Sep 21, 2007

A few thoughts on wabi

The aesthetic of wabi permeates and defines beauty for the Japanese culture. It is the ideal of Chanoyu yet wabi often is difficult to define and usually is reduced to simple and rustic. I would like to explore a little more about the origins of wabi, and its relationship with tea. As the Japanese aesthetic of beauty, wabi is a concept that is difficult to explain and deep in meaning.

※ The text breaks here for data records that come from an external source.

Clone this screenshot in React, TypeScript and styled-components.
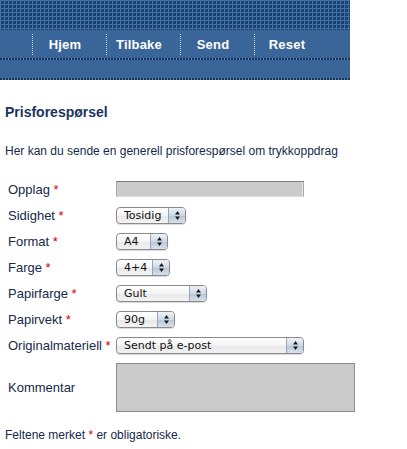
import React from 'react'
import styled, { createGlobalStyle } from 'styled-components'

const GlobalStyle = createGlobalStyle`
  body {
    margin: 0;
    background: #fff;
    font-family: 'Liberation Sans', Arial, sans-serif;
  }
`

const Header = styled.header`
  width: 350px;
`
const GridBand = styled.div`
  height: 30px;
  background-color: #1b4274;
  background-image:
    linear-gradient(90deg, #4570a2 1px, transparent 1px),
    linear-gradient(#4570a2 1px, transparent 1px);
  background-size: 4px 4px;
`
const Nav = styled.nav`
  height: 28px;
  background: #3a6598;
  display: flex;
  align-items: center;
  padding-left: 32px;
`
const NavItem = styled.a`
  width: 74px;
  height: 21px;
  box-sizing: border-box;
  border-left: 1px dotted #c8d5e6;
  padding-right: 9px;
  display: flex;
  align-items: center;
  justify-content: center;
  color: #fff;
  font-weight: 700;
  font-size: 13px;
  letter-spacing: 0.2px;
  text-decoration: none;
`
const Rule = styled.div`
  height: 2px;
  background: repeating-linear-gradient(90deg, #17355f 0 2px, #5a7fab 2px 3px);
`
const SubBar = styled.div`
  height: 18px;
  background: #3a6598;
`

const Main = styled.main`
  padding: 0 5px;
  color: #16294c;
`
const Title = styled.h2`
  margin: 24px 0 0;
  font-size: 14px;
  line-height: 16px;
  font-weight: 700;
  color: #1b3461;
`
const Intro = styled.p`
  margin: 24px 0 0;
  font-size: 12px;
  line-height: 15px;
`
const Form = styled.form`
  margin-top: 17px;
  padding-left: 3px;
  display: grid;
  grid-template-columns: 108px 1fr;
  grid-template-rows: repeat(7, 26px) auto;
  align-items: center;
`
const Label = styled.label`
  font-size: 13px;
  color: #16294c;
`
const Star = styled.span`
  color: #d40000;
`
const TextInput = styled.input`
  width: 188px;
  height: 16px;
  box-sizing: border-box;
  margin: 0;
  padding: 0;
  background: #cbcbcb;
  border: 1px solid #a9a9a9;
  border-top-color: #7c7c7c;
  border-bottom-color: #dcdcdc;
  box-shadow: inset -1px 0 0 #e6e6e6;
`
const SelectBox = styled.div<{ $w: number }>`
  width: ${({ $w }) => $w}px;
  height: 17px;
  box-sizing: border-box;
  border: 1px solid #8a8a8a;
  border-radius: 4px;
  background: linear-gradient(#ffffff, #f4f4f4 50%, #e7e7e7 51%, #f3f3f3);
  box-shadow: 0 1px 1px rgba(0, 0, 0, 0.15);
  display: flex;
  overflow: hidden;
`
const Select = styled.select`
  appearance: none;
  flex: 1;
  min-width: 0;
  height: 100%;
  margin: 0;
  padding: 0 0 0 7px;
  border: 0;
  background: transparent;
  font: 11px 'DejaVu Sans', sans-serif;
  color: #111;
  outline: none;
`
const Cap = styled.span`
  width: 16px;
  border-left: 1px solid #9aa6b4;
  background: linear-gradient(#eef2f7, #cdd8e5 50%, #b6c5d7 51%, #d8e1ec);
  display: flex;
  align-items: center;
  justify-content: center;
`
const CommentLabel = styled(Label)`
  margin-top: 5px;
`
const TextArea = styled.textarea`
  width: 239px;
  height: 49px;
  box-sizing: border-box;
  margin: 5px 0 0;
  display: block;
  background: #cbcbcb;
  border: 1px solid #8c8c8c;
  resize: none;
`
const Note = styled.p`
  margin: 16px 0 0;
  font-size: 12px;
  line-height: 15px;
`

const Arrows = () => (
  <svg width='7' height='11' viewBox='0 0 7 11'>
    <path d='M3.5 1 L6 4.5 L1 4.5 Z M1 6.5 L6 6.5 L3.5 10 Z' fill='#1a1a1a' />
  </svg>
)

const Dropdown: React.FC<{ width: number, options: string[] }> = ({ width, options }) => (
  <SelectBox $w={width}>
    <Select defaultValue={options[0]}>
      {options.map(o => <option key={o}>{o}</option>)}
    </Select>
    <Cap><Arrows /></Cap>
  </SelectBox>
)

const menu = ['Hjem', 'Tilbake', 'Send', 'Reset']

const selects: { label: string, width: number, options: string[] }[] = [
  { label: 'Sidighet', width: 70, options: ['Tosidig', 'Ensidig'] },
  { label: 'Format', width: 52, options: ['A4', 'A3', 'A5'] },
  { label: 'Farge', width: 54, options: ['4+4', '4+0', '1+1'] },
  { label: 'Papirfarge', width: 91, options: ['Gult', 'Hvitt'] },
  { label: 'Papirvekt', width: 59, options: ['90g', '80g', '120g'] },
  { label: 'Originalmateriell', width: 188, options: ['Sendt på e-post', 'Sendt i posten'] }
]

const App: React.FC = () => {
  return (
    <>
      <GlobalStyle />
      <Header>
        <GridBand />
        <Nav>
          {menu.map(m => <NavItem key={m} href='#'>{m}</NavItem>)}
        </Nav>
        <Rule />
        <SubBar />
        <Rule />
      </Header>
      <Main>
        <Title>Prisforespørsel</Title>
        <Intro>Her kan du sende en generell prisforespørsel om trykkoppdrag</Intro>
        <Form>
          <Label>Opplag <Star>*</Star></Label>
          <TextInput type='text' />
          {selects.map(s => (
            <React.Fragment key={s.label}>
              <Label>{s.label} <Star>*</Star></Label>
              <Dropdown width={s.width} options={s.options} />
            </React.Fragment>
          ))}
          <CommentLabel>Kommentar</CommentLabel>
          <TextArea />
        </Form>
        <Note>Feltene merket <Star>*</Star> er obligatoriske.</Note>
      </Main>
    </>
  )
}

export default App
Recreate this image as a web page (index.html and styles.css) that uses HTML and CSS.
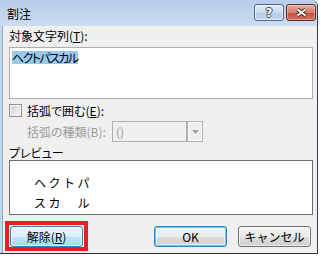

It has its origins in the verb wabiru. The original meaning of wabiru is to be disappointed by failing in some enterprise or living a miserable and poverty stricken life. According to the Zen-cha Roku, wabi means lacking things, having things run entirely contrary to our desires, being frustrated in our wishes. It goes on to say that to feel what is lacking is deprivation, or to believe that not being provided for is poverty is NOT wabi but rather the spirit of a pauper. Wabi means to transform material insufficiency so that one discovers in it a world of spiritual freedom. Although the beauty of wabi is not simply a beauty of mere poverty, unpretentiousness or simplicity, there are times when that is what it may seem to be.

Three aspects of wabi:
• Simple, unpretentious beauty
• Imperfect, irregular beauty
• Austere, stark beauty

The simple, unpretentious beauty is certainly one of the most obvious features of the wabi aesthetic, but it should not be confused with empty simplicity, or misshapen features with imperfect or irregular beauty. Wabi is a kind of beauty which stores a nobility, richness of spirit and purity within what may appear to be a rough exterior. There is a restraint that does not call attention to itself, yet attention to the smallest detail has been lavished on what cannot be seen.

An example of imperfect, irregular beauty we can see in the many famous tea utensils that have somehow been damaged and lovingly repaired. There is a well known bamboo flower vase made by Rikyu called Onjōji and it is prized because it is cracked, or the tea bowl named Seppo made by Koetsu that is admired because is has been repaired.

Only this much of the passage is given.